Furthermore, both the resolver and view modules just ignore the return value from dns_badcache_init() and still assume 'badcache' and 'failcache' are valid once dns_resolver/view_create() succeeds. So this could potentially cause a crash.
And, when I tried to fix the above issue and confirm the fix, I've noticed another bug in dns_view_create(): if this function fails and performs cleanup, isc_refcount_destroy() triggers an assertion failure, since the refcount is initialized to 1 (destroy() assumes it's 0).

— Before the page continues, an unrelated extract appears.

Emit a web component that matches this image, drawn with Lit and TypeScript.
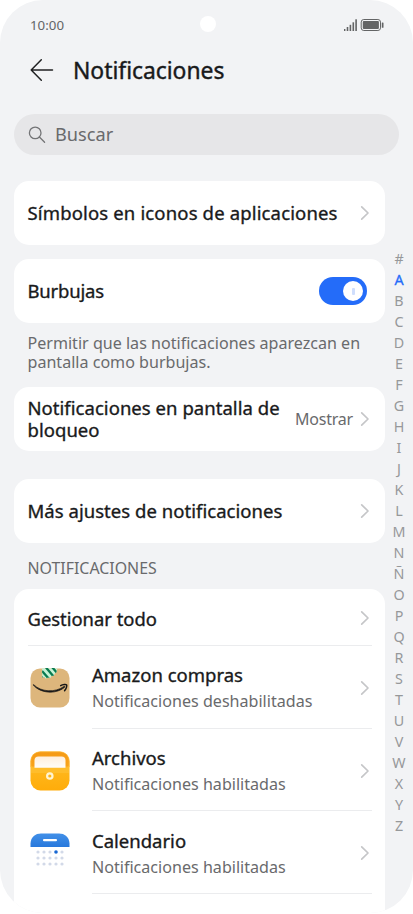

Finally, I've seen another variant of the first problem in dns_ntatable_create(): if it fails to call isc_task_create() it caused SEGFAULT here: isc_mem_put(ntatable->view->mctx, ntatable, sizeof(*ntatable)); since ntatable->view->mctx is not initialized at this point. (I couldn't reproduce this failure mode in vanilla 9.11.3-S1, so some subtle timing may be necessary. But the bug is obvious from the code).
Below I've pasted a patch that would fix all of these. You'd fix some of the problems in a different way (for example, it would be much cleaner if you explicitly catch the result of dns_badcache_init() and handle errors appropriately), but the patch should help understand what's wrong.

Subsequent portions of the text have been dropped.